3) A right heart is a heart which BELIEVES on Christ alone for salvation, and in which Christ dwells by faith (Rom. 10:10Eph. 3:17). It rests all its hopes of pardon and eternal life on Christ’s atonement, Christ’s mediation, and Christ’s intercession. It is sprinkled in Christ’s blood from an evil conscience (Heb. 10:22). It turns to Christ as the compass-needle turns to the north. It looks to Christ for daily peace, mercy, and grace—as the sun-flower looks to the sun. It feeds on Christ for its daily sustenance, as Israel fed on the manna in the wilderness. It sees in Christ a special fitness to supply all its needs and requirements. It leans on Him, hangs on Him, builds on Him, cleaves to Him, as its physician, guardian, husband, and friend.

4) A right heart is a PURIFIED heart (Acts 15:9Matt. 5:8). It loves holiness, and hates sin. It strives daily to cleanse itself from all filthiness of flesh and spirit (2 Cor. 7:1). It abhors that which is evil, and cleaves to that which is good. It delights in the law of God, and has that law engraved on it, that it may not forget it (Psalm 119:11). It longs to keep the law more perfectly, and takes pleasure in those who love the law. It loves God and people. Its affections are set on things above. It never feels so light and happy as when it is most holy; and it looks forward to heaven with joy, as the place where perfect holiness will at length be attained.

5) A right heart is a PRAYING heart. It has within it “the Spirit of adoption whereby we cry, Abba Father” (Rom. 8:15). Its daily feeling is, “Your face, Lord, will I seek” (Psalm 27:8). It is drawn by an habitual inclination to speak to God about spiritual things—weakly, feebly, and imperfectly perhaps—but speak it must. It finds it necessary to pour out itself before God, as before a friend, and to spread before Him all its needs and desires. It tells Him all its secrets. It keeps back nothing from Him. You might as well try to persuade a person to live without breathing, as to persuade the possessor of a right heart to live without praying.
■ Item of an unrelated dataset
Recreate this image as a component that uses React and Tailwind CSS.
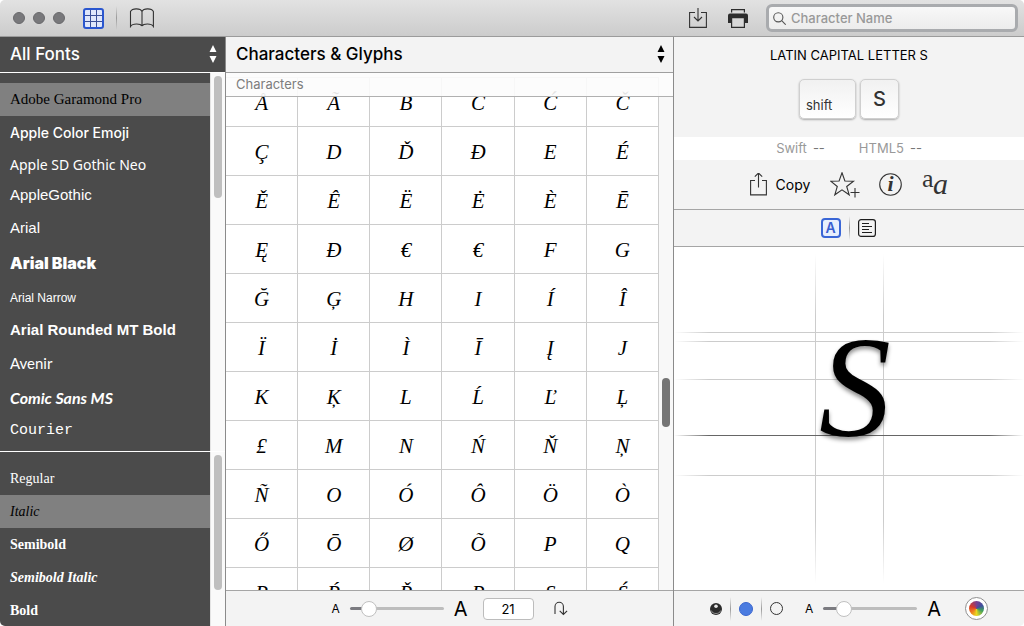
import React, { useState } from 'react';
import clsx from 'clsx';

const fonts = [
  { name: 'Adobe Garamond Pro', row: 'h-[33px]', face: "text-[15px] font-['Liberation_Serif',serif]" },
  { name: 'Apple Color Emoji', row: 'h-[33px]', face: "text-[14px] font-medium font-['Inter',sans-serif]" },
  { name: 'Apple SD Gothic Neo', row: 'h-[30px]', face: "text-[14px] font-['Noto_Sans',sans-serif]" },
  { name: 'AppleGothic', row: 'h-[33px]', face: "text-[15px] font-['Liberation_Sans',sans-serif]" },
  { name: 'Arial', row: 'h-[33px]', face: "text-[15px] font-['Liberation_Sans',sans-serif]" },
  { name: 'Arial Black', row: 'h-[36px]', face: "text-[16px] font-black font-['Inter',sans-serif]" },
  { name: 'Arial Narrow', row: 'h-[33px]', face: "text-[12px] font-['Liberation_Sans_Narrow','Liberation_Sans',sans-serif]" },
  { name: 'Arial Rounded MT Bold', row: 'h-[33px]', face: "text-[15px] font-bold font-['Liberation_Sans',sans-serif]" },
  { name: 'Avenir', row: 'h-[33px]', face: "text-[15px] font-['Lato',sans-serif]" },
  { name: 'Comic Sans MS', row: 'h-[36px]', face: "text-[16px] font-bold italic font-['Lato',sans-serif]" },
  { name: 'Courier', row: 'h-[30px]', face: "text-[15px] font-['Liberation_Mono',monospace]" },
];

const styles = [
  { name: 'Regular', row: 'h-[33px]', face: "text-[14px] font-['Liberation_Serif',serif]" },
  { name: 'Italic', row: 'h-[33px]', face: "text-[14px] italic font-['Liberation_Serif',serif]" },
  { name: 'Semibold', row: 'h-[33px]', face: "text-[14px] font-bold font-['Liberation_Serif',serif]" },
  { name: 'Semibold Italic', row: 'h-[33px]', face: "text-[14px] font-bold italic font-['Liberation_Serif',serif]" },
  { name: 'Bold', row: 'h-[33px]', face: "text-[14px] font-bold font-['Liberation_Serif',serif]" },
];

const glyphs = [
  'Å', 'Ã', 'B', 'C', 'Ć', 'Č',
  'Ç', 'D', 'Ď', 'Đ', 'E', 'É',
  'Ě', 'Ê', 'Ë', 'Ė', 'È', 'Ē',
  'Ę', 'Ð', '€', '€', 'F', 'G',
  'Ğ', 'Ģ', 'H', 'I', 'Í', 'Î',
  'Ï', 'İ', 'Ì', 'Ī', 'Į', 'J',
  'K', 'Ķ', 'L', 'Ĺ', 'Ľ', 'Ļ',
  '£', 'M', 'N', 'Ń', 'Ň', 'Ņ',
  'Ñ', 'O', 'Ó', 'Ô', 'Ö', 'Ò',
  'Ő', 'Ō', 'Ø', 'Õ', 'P', 'Q',
  'R', 'Ŕ', 'Ř', 'Ŗ', 'S', 'Ś',
];

const Divider = ({ className }) => (
  <span className={clsx('w-px bg-linear-to-b from-transparent via-[#9a9a9a] to-transparent', className)} />
);

const Arrows = ({ className }) => (
  <svg viewBox="0 0 8 18" className={clsx('pointer-events-none absolute top-2 h-[18px] w-2', className)} fill="currentColor">
    <path d="M4 0 7.500 7h-7zM4 18 7.500 11h-7z" />
  </svg>
);

const FontList = ({ label, items, initial, thumb }) => {
  const [selected, setSelected] = useState(initial);

  return (
    <div className="flex h-full">
      <ul aria-label={label} className="min-w-0 flex-1 overflow-hidden pt-2.5">
        {items.map((item) => (
          <li key={item.name}>
            <button
              type="button"
              onClick={() => setSelected(item.name)}
              className={clsx(
                'block w-full truncate px-2.5 text-left',
                item.row,
                item.face,
                selected === item.name ? 'bg-[#808080] text-black' : 'text-white'
              )}
            >
              {item.name}
            </button>
          </li>
        ))}
      </ul>
      <div className="w-[15px] border-l border-[#e4e4e4] bg-[#fafafa] px-[3px] pt-[3px]">
        <div className={clsx('w-2 rounded-full bg-[#bfbfbf]', thumb)} />
      </div>
    </div>
  );
};

const SizeSlider = ({ label, initial }) => {
  const [value, setValue] = useState(initial);

  return (
    <label className="flex items-center gap-2.5">
      <span className="text-[12px]">A</span>
      <input
        type="range"
        aria-label={label}
        value={value}
        onChange={(e) => setValue(e.target.value)}
        style={{ backgroundImage: `linear-gradient(to right, #7b7b80 ${value}%, #bdbdbd ${value}%)` }}
        className="h-[3px] w-[94px] appearance-none rounded-full [&::-webkit-slider-thumb]:h-4 [&::-webkit-slider-thumb]:w-4 [&::-webkit-slider-thumb]:appearance-none [&::-webkit-slider-thumb]:rounded-full [&::-webkit-slider-thumb]:border [&::-webkit-slider-thumb]:border-[#c0c0c0] [&::-webkit-slider-thumb]:bg-white"
      />
      <span className="text-[20px] leading-5">A</span>
    </label>
  );
};

const TopBar = () => (
  <header className="flex h-[37px] shrink-0 items-center border-b border-[#9b9b9b] bg-linear-to-b from-[#e2e2e2] to-[#cccccc] pr-[6px] pl-[13px]">
    <div className="flex gap-2">
      <button type="button" aria-label="Close" className="size-3 rounded-full border border-[#69696c] bg-[#78787b]" />
      <button type="button" aria-label="Minimize" className="size-3 rounded-full border border-[#69696c] bg-[#78787b]" />
      <button type="button" aria-label="Zoom" className="size-3 rounded-full border border-[#69696c] bg-[#78787b]" />
    </div>
    <button type="button" aria-label="Grid view" className="ml-[18px]">
      <svg viewBox="0 0 21 21" className="size-[21px]" fill="none" stroke="#2a56cf">
        <rect x="1" y="1" width="19" height="19" rx="2" fill="#dfe7fb" strokeWidth="2" />
        <path d="M7.500 2v17M13.500 2v17M2 7.500h17M2 13.500h17" stroke="#3a4f96" />
      </svg>
    </button>
    <Divider className="mx-3 h-6" />
    <button type="button" aria-label="Book view">
      <svg viewBox="0 0 25 20" className="h-5 w-[25px]" fill="none" stroke="#333" strokeWidth="1.100">
        <path d="M13 3.500v14.500M13 3.500C11.500.2 3.500-.2 1.500 3.500v15c2-3.300 10-3 11.500-.5M13 3.500C14.500.2 22.500-.2 24.400 3.500v15c-2-3.300-9.900-3-11.400-.5" />
      </svg>
    </button>
    <div className="flex-1" />
    <button type="button" aria-label="Save">
      <svg viewBox="0 0 18 21" className="h-[21px] w-[18px]" fill="none" stroke="#333" strokeWidth="1.100">
        <path d="M6 4.500H.6v14.900h16.800V4.500H12M9 0v13M5 9l4 4 4-4" />
      </svg>
    </button>
    <button type="button" aria-label="Print" className="ml-[21px]">
      <svg viewBox="0 0 20 19" className="h-[19px] w-5">
        <path d="M3.600 3.500V.6h12.800v2.900" fill="none" stroke="#2d2d2d" strokeWidth="1.200" />
        <path d="M2 4.500h16a2 2 0 0 1 2 2V14H0V6.500a2 2 0 0 1 2-2z" fill="#2d2d2d" />
        <path d="M3.600 8.600h12.800v9.800H3.600z" fill="#d8d8d8" stroke="#2d2d2d" strokeWidth="1.200" />
      </svg>
    </button>
    <label className="ml-[18px] flex h-7 w-[252px] items-center gap-[5px] rounded-[6px] border-[3px] border-[#a9abae] bg-linear-to-b from-[#f8f8f8] to-[#ececec] px-1">
      <svg viewBox="0 0 13 13" className="size-[13px]" fill="none" stroke="#555" strokeWidth="1.100">
        <circle cx="5.300" cy="5.300" r="4.600" />
        <path d="m8.700 8.700 4 4" />
      </svg>
      <input
        type="text"
        aria-label="Search by character name"
        placeholder="Character Name"
        className="min-w-0 flex-1 bg-transparent pt-0.5 text-[13px] outline-none placeholder:font-medium placeholder:text-[#999]"
      />
    </label>
  </header>
);

const Sidebar = () => (
  <aside className="flex w-[226px] shrink-0 flex-col border-r border-[#8b8b8b] bg-[#4b4b4b]">
    <div className="relative h-9 shrink-0 border-b border-white text-white">
      <select aria-label="Font collection" className="h-full w-full appearance-none px-2.5 text-[17px] font-medium">
        <option>All Fonts</option>
      </select>
      <Arrows className="right-2" />
    </div>
    <div className="min-h-0 flex-1">
      <FontList label="Fonts" items={fonts} initial="Adobe Garamond Pro" thumb="h-[122px]" />
    </div>
    <div className="h-[175px] shrink-0 border-t border-white">
      <FontList label="Styles" items={styles} initial="Italic" thumb="h-[135px]" />
    </div>
  </aside>
);

const GlyphPane = () => (
  <main className="flex min-w-0 flex-1 flex-col">
    <div className="relative h-9 shrink-0 border-b border-[#9f9f9f] bg-[#f3f3f3]">
      <select aria-label="Glyph view" className="h-full w-full appearance-none px-2.5 text-[17px] font-medium">
        <option>Characters &amp; Glyphs</option>
      </select>
      <Arrows className="right-2" />
    </div>
    <div className="relative flex min-h-0 flex-1 bg-white">
      <h2 className="absolute inset-x-0 top-0 h-6 border-b border-[#b0b0b0] bg-[#fcfcfc]/90 px-2.5 text-[13px] leading-[22px] text-[#7d7d7d]">
        Characters
      </h2>
      <div className="min-w-0 flex-1 overflow-hidden">
        <div className="h-[5px] border-b border-[#cccccc]" />
        <div className="grid grid-cols-6">
          {glyphs.map((glyph, i) => (
            <button
              key={i}
              type="button"
              className="h-[49px] border-r border-b border-[#cccccc] pt-[3px] font-['Liberation_Serif',serif] text-[21px] italic"
            >
              {glyph}
            </button>
          ))}
        </div>
      </div>
      <div className="w-3.5 bg-[#f8f8f8] px-[3px]">
        <div className="mt-[305px] h-[49px] w-2 rounded-full bg-[#757575]" />
      </div>
    </div>
    <footer className="flex h-9 shrink-0 items-center justify-center border-t border-[#a5a5a5] bg-[#f3f3f3]">
      <SizeSlider label="Grid glyph size" initial={14} />
      <input
        type="text"
        aria-label="Glyph size"
        defaultValue="21"
        className="ml-[15px] h-[22px] w-[51px] rounded-[4px] border border-[#bcbcbc] bg-white text-center text-[13px]"
      />
      <button type="button" aria-label="Reset size" className="ml-5">
        <svg viewBox="0 0 14 15" className="h-[15px] w-3.5" fill="none" stroke="#333" strokeWidth="1.100">
          <path d="M1 13V5.500a4.200 4.200 0 0 1 8.400 0V13M5.700 9.800l3.700 3.700 3.700-3.700" />
        </svg>
      </button>
    </footer>
  </main>
);

const Preview = () => (
  <div className="relative min-h-0 flex-1 overflow-hidden bg-white">
    <div className="mx-auto h-full w-[69px] border-x border-[#cccccc] mask-y-from-80% mask-y-to-98%" />
    <div className="absolute inset-x-0 top-[85px] h-px bg-[#cccccc] mask-x-from-90% mask-x-to-100%" />
    <div className="absolute inset-x-0 top-[94px] h-px bg-[#cccccc] mask-x-from-90% mask-x-to-100%" />
    <div className="absolute inset-x-0 top-[132px] h-px bg-[#cccccc] mask-x-from-90% mask-x-to-100%" />
    <div className="absolute inset-x-0 top-[188px] h-px bg-[#666666] mask-x-from-90% mask-x-to-100%" />
    <div className="absolute inset-x-0 top-[228px] h-px bg-[#cccccc] mask-x-from-90% mask-x-to-100%" />
    <div className="absolute inset-x-0 top-[69px] pl-3 text-center font-['Liberation_Serif',serif] text-[144px] leading-none italic text-shadow-[0_3px_4px_rgba(0,0,0,0.45)]">
      S
    </div>
  </div>
);

const Inspector = () => (
  <aside className="flex w-[351px] shrink-0 flex-col border-l border-[#8b8b8b] bg-[#f3f3f3]">
    <h1 className="pt-2 text-center text-[13px] leading-5">LATIN CAPITAL LETTER S</h1>
    <div className="mt-3.5 mb-[18px] flex justify-center gap-1 text-[#333]">
      <kbd className="flex h-10 w-[57px] items-end rounded-[5px] border border-[#cfcfcf] bg-linear-to-b from-[#f1f1f1] to-white px-1.5 pb-[3px] font-['Inter',sans-serif] text-[13px] shadow-[0_1px_2px_rgba(0,0,0,0.3)]">
        shift
      </kbd>
      <kbd className="flex h-10 w-[39px] items-center justify-center rounded-[5px] border border-[#cfcfcf] bg-linear-to-b from-[#f1f1f1] to-white font-['Inter',sans-serif] text-[20px] font-medium shadow-[0_1px_2px_rgba(0,0,0,0.3)]">
        S
      </kbd>
    </div>
    <dl className="flex h-[23px] items-center justify-center bg-white text-[13px] text-[#999]">
      <dt>Swift</dt>
      <dd className="ml-1.5 text-[#777]">--</dd>
      <dt className="ml-[34px]">HTML5</dt>
      <dd className="ml-1.5 text-[#777]">--</dd>
    </dl>
    <div className="flex h-[50px] items-center justify-center border-b border-[#a5a5a5]">
      <button type="button" className="flex items-center gap-[9px] text-[14px]">
        <svg viewBox="0 0 17 24" className="h-6 w-[17px]" fill="none" stroke="#333" strokeWidth="1.100">
          <path d="M5 7.500H.6v14.400h15.800V7.500H12M8.500 14.500V0M4.800 3.700 8.500 0l3.700 3.700" />
        </svg>
        Copy
      </button>
      <button type="button" aria-label="Add to favorites" className="ml-5">
        <svg viewBox="0 0 30 26" className="h-[26px] w-[30px]" fill="none" stroke="#333" strokeWidth="1.100">
          <path d="m12 .8 2.900 8.200 8.600.2-6.800 5.300 2.500 8.300-7.200-4.900-7.200 4.900 2.500-8.300L.7 9.200 9.100 9z" />
          <path d="M20.500 20.500h9M25 16v9.500" />
        </svg>
      </button>
      <button type="button" aria-label="Character info" className="ml-[19px]">
        <svg viewBox="0 0 23 23" className="size-[23px]">
          <circle cx="11.500" cy="11.500" r="10.800" fill="none" stroke="#333" strokeWidth="1.100" />
          <text x="11.500" y="18" textAnchor="middle" fill="#333" className="font-['Liberation_Serif',serif] text-[22px] font-bold italic">i</text>
        </svg>
      </button>
      <button type="button" aria-label="Related characters" className="ml-5">
        <svg viewBox="0 0 26 24" className="h-6 w-[26px]" fill="#333">
          <text x="0" y="14" className="font-['Liberation_Serif',serif] text-[26px]">a</text>
          <text x="11" y="21" className="font-['Liberation_Serif',serif] text-[30px] italic">a</text>
        </svg>
      </button>
    </div>
    <div className="flex h-[37px] shrink-0 items-center justify-center border-b border-[#a5a5a5]">
      <button
        type="button"
        aria-label="Glyph preview"
        className="size-5 rounded-[4px] border-2 border-[#3a66d6] bg-[#e8effd] text-center text-[14px] leading-4 font-semibold text-[#3a5fd0]"
      >
        A
      </button>
      <Divider className="mx-2 h-6" />
      <button type="button" aria-label="Text preview" className="mr-0.5">
        <svg viewBox="0 0 18 18" className="size-[18px]" fill="none" stroke="#1d1d1d">
          <rect x=".6" y=".6" width="16.800" height="16.800" rx="2.500" strokeWidth="1.200" />
          <path d="M4 4.500h7M4 7.500h10M4 10.500h7M4 13.500h10" />
        </svg>
      </button>
    </div>
    <Preview />
    <footer className="flex h-9 shrink-0 items-center justify-center border-t border-[#a5a5a5]">
      <button type="button" aria-label="Shaded">
        <svg viewBox="0 0 12 12" className="size-3">
          <circle cx="6" cy="6" r="6" fill="#2b2b2b" />
          <circle cx="6" cy="3.200" r="1.800" fill="#e8e8e8" />
          <path d="M1.200 7.500c1.500 4 8.100 4 9.600 0" fill="none" stroke="#aaa" strokeWidth=".8" />
        </svg>
      </button>
      <Divider className="mx-2 h-6" />
      <button type="button" aria-label="Filled" className="size-3.5 rounded-full border border-[#3a66cf] bg-[#4a7be0]" />
      <Divider className="mx-2 h-6" />
      <button type="button" aria-label="Outline" className="mr-[22px] size-[13px] rounded-full border border-[#333]" />
      <SizeSlider label="Preview size" initial={17} />
      <button
        type="button"
        aria-label="Color"
        className="ml-6 flex size-[23px] items-center justify-center rounded-full border border-[#8f8f8f] bg-white"
      >
        <span className="size-[15px] rounded-full bg-[conic-gradient(#7a3f8f,#3f4f9f_60deg,#3f9f5f_110deg,#e8d820_180deg,#f08020_230deg,#d83a2a_290deg,#7a3f8f)]" />
      </button>
    </footer>
  </aside>
);

export default function App() {
  return (
    <div className="flex h-screen flex-col overflow-hidden rounded-[5px] bg-[#f3f3f3] font-['Inter',sans-serif] text-black">
      <TopBar />
      <div className="flex min-h-0 flex-1">
        <Sidebar />
        <GlyphPane />
        <Inspector />
      </div>
    </div>
  );
}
6) A right heart is a heart that feels CONFLICT within it (Gal. 5:17). It finds within itself two opposing principles contending for the mastery—the flesh lusting against the spirit, and the spirit against the flesh. It knows by experience what Paul means when he says, “I see a law in my members warring against the law of my mind” (Rom. 7:23). The wrong heart knows nothing of this strife. The strong man armed keeps the wrong heart as their palace, and their goods are at peace (Luke 11:21). But when the rightful King takes possession of the heart, a struggle begins which never ends until death. The right heart may be known by its warfare, quite as much as by its peace.

7) A right heart is HONEST, UNDIVIDED, and TRUE (Luke 8:15;1 Chron. 12:33Heb. 10:22). There is nothing about it of falsehood, hypocrisy, or image-acting. It is not double or divided. It really is what it professes to be, feels what it professes to feel, and believes what it professes to believe. Its faith may be feeble. Its obedience may be very imperfect. But one thing will always distinguish the right heart. Its religion will be real, genuine, thorough, and sincere.

 ► Summary:

A heart such as that which I have now described, has always been the possession of all true Christians of every name, nation, people and tongue. They have differed from one another on many subjects—but they have all been of a right heart. Some of them have fallen, for a season, like David and Peter—but their hearts have never entirely departed from the Lord. They have often proved themselves to be men and women laden with infirmities—but their hearts have been right in the sight of God. They have understood one another on earth. They have found that their experience was everywhere one and the same. They will understand each other even better in the world to come. All that have had right hearts upon earth, will find that they have one heart when they enter heaven.
~ J.C. Ryle [Old Paths, “The Heart” (348-351)].